**Stated problem:** List, from the lines below, each one with "styles" in it.
<<<<
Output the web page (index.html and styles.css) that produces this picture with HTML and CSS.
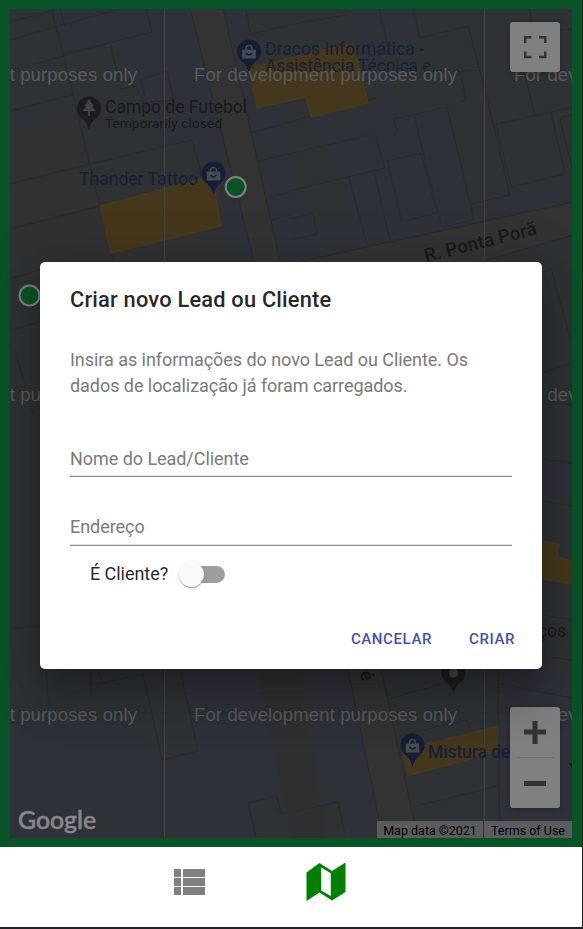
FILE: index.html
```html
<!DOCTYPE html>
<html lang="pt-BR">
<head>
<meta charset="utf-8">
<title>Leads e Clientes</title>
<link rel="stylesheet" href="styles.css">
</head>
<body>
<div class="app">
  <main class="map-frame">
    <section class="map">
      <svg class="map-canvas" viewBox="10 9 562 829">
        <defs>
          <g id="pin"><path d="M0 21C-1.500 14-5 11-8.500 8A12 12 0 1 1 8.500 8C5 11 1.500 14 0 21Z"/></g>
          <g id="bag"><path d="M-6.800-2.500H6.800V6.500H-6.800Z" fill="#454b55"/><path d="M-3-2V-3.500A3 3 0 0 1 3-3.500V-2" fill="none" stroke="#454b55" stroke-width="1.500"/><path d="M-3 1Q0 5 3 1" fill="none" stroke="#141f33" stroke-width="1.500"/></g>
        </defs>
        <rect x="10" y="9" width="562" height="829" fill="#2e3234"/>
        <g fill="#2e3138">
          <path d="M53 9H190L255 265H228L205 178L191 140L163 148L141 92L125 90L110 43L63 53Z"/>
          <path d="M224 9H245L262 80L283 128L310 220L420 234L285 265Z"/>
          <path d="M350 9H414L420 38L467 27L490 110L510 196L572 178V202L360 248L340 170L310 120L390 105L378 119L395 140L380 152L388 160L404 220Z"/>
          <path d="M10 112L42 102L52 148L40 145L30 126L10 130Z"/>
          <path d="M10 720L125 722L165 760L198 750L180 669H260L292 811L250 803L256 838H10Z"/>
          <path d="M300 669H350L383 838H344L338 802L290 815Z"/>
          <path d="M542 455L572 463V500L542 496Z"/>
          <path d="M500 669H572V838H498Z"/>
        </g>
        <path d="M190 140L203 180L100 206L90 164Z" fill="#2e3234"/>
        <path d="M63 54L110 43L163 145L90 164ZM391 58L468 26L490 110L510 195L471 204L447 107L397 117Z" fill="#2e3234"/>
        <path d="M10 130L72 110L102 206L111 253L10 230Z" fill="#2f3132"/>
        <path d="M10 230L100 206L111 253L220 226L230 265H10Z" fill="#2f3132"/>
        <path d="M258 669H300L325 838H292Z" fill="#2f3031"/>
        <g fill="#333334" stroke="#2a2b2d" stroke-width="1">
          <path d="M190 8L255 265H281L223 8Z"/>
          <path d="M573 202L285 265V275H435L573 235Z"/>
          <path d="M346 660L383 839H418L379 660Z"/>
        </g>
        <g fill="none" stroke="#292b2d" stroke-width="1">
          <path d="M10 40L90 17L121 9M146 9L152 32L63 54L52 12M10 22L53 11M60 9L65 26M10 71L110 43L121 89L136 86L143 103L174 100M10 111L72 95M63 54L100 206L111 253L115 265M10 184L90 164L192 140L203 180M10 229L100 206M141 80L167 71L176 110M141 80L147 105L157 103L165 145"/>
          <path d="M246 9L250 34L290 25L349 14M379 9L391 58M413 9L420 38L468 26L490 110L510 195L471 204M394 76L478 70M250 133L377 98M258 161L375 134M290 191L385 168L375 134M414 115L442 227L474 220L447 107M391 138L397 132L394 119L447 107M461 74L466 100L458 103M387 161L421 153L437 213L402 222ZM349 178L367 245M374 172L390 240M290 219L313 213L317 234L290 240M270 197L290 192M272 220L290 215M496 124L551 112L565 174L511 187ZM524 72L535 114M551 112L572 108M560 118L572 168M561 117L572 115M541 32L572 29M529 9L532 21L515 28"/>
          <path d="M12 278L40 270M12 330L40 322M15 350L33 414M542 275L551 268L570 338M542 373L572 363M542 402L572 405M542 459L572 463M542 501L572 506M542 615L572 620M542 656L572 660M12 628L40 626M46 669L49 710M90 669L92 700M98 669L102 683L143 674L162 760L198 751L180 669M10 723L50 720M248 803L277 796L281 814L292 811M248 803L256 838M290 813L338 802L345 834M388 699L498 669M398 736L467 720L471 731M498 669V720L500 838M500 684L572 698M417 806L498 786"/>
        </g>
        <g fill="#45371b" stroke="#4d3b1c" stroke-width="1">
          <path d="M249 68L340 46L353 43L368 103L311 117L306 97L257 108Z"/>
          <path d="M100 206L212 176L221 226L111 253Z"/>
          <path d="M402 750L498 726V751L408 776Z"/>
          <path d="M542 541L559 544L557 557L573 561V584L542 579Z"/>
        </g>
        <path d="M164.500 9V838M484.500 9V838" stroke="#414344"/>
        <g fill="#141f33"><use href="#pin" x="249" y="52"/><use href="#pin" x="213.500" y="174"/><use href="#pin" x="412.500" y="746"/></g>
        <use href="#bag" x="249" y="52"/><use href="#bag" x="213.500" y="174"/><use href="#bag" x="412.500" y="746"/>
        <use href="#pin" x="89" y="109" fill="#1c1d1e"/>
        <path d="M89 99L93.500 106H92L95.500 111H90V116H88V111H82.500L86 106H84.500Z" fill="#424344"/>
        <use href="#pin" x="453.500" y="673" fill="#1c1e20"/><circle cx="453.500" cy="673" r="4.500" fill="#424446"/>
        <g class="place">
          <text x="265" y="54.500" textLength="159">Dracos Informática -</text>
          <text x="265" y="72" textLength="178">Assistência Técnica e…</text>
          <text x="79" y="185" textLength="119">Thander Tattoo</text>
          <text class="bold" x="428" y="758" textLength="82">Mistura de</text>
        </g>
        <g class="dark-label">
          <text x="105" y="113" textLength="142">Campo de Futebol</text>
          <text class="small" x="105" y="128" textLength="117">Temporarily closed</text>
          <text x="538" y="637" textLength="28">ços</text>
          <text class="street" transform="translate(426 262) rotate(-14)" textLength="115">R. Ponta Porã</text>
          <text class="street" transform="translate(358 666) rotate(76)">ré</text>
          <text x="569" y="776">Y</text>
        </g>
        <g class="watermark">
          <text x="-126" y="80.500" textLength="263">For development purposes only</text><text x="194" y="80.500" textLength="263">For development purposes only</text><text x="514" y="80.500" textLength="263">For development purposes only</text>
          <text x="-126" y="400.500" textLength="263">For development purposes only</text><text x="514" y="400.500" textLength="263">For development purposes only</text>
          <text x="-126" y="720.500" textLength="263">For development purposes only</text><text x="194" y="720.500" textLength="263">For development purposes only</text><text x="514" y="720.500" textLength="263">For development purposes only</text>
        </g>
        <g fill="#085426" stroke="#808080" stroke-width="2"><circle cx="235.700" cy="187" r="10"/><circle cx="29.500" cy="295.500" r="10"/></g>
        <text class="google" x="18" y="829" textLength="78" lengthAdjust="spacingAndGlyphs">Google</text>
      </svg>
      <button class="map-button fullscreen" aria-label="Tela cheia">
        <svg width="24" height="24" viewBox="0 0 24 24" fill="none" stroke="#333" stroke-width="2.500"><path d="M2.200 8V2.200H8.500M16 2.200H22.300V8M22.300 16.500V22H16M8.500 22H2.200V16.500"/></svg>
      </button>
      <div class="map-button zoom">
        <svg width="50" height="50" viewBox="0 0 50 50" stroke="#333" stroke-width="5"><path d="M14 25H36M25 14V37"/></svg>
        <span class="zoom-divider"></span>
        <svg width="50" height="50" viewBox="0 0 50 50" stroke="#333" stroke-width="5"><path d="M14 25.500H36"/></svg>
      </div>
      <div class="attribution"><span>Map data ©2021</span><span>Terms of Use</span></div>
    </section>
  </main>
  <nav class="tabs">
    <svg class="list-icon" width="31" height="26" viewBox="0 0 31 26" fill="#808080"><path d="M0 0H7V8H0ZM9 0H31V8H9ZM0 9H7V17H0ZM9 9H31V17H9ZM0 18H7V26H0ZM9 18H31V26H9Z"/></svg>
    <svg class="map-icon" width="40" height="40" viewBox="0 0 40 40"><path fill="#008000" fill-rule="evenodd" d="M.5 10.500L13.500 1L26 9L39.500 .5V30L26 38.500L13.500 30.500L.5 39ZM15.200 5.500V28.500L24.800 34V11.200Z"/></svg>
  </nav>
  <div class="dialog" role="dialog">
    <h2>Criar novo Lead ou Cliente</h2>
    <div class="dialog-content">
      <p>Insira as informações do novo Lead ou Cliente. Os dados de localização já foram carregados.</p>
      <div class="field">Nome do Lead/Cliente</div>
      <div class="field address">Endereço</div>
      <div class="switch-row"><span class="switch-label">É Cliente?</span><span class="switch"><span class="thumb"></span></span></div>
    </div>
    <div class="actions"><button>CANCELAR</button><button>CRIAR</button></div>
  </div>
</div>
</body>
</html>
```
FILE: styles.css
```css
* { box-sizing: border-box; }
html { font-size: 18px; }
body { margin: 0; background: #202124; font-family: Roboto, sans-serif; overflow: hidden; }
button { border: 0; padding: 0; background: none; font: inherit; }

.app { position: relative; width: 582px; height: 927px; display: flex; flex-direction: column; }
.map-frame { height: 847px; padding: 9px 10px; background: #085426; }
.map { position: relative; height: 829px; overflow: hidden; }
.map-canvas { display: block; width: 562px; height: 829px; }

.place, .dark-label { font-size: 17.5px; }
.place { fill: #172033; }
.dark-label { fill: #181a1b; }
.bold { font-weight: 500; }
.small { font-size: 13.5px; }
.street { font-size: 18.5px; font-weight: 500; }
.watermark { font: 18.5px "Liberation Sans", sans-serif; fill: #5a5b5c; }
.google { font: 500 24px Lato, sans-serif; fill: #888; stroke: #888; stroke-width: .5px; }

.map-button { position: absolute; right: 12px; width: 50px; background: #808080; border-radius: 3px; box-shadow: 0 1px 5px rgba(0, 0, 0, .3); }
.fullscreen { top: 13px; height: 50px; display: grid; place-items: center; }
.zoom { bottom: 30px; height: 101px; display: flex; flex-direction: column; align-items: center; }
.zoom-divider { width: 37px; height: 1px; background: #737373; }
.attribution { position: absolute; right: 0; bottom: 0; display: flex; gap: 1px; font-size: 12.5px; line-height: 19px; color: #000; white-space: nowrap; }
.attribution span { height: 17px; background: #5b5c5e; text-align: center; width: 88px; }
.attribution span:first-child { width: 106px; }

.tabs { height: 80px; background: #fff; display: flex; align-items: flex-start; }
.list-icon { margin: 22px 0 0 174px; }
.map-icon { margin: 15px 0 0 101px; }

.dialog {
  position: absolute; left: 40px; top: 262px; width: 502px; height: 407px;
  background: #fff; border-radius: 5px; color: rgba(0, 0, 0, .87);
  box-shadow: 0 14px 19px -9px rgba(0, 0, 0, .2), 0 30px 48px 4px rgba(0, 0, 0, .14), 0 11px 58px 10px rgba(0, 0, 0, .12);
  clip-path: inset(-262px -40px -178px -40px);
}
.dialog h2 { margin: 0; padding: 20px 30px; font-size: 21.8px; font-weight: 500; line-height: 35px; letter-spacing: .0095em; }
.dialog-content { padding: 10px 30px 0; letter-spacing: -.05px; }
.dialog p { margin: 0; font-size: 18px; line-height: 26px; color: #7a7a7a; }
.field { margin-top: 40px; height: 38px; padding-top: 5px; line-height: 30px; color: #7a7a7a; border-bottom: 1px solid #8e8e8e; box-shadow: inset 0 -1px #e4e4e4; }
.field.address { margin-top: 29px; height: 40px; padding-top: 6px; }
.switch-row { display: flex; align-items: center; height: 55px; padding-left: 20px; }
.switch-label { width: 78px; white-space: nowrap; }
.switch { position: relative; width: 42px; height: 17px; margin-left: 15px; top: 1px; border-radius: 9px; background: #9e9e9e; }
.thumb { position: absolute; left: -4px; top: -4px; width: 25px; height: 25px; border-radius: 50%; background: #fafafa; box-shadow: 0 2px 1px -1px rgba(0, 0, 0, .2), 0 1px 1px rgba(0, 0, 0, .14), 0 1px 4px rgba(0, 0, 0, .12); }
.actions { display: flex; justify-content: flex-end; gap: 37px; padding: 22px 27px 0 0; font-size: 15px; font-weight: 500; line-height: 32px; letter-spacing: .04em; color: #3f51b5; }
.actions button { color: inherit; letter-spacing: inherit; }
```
>>>>
**Expected answer:**
Output the web page (index.html and styles.css) that produces this picture with HTML and CSS.
<link rel="stylesheet" href="styles.css">
FILE: styles.css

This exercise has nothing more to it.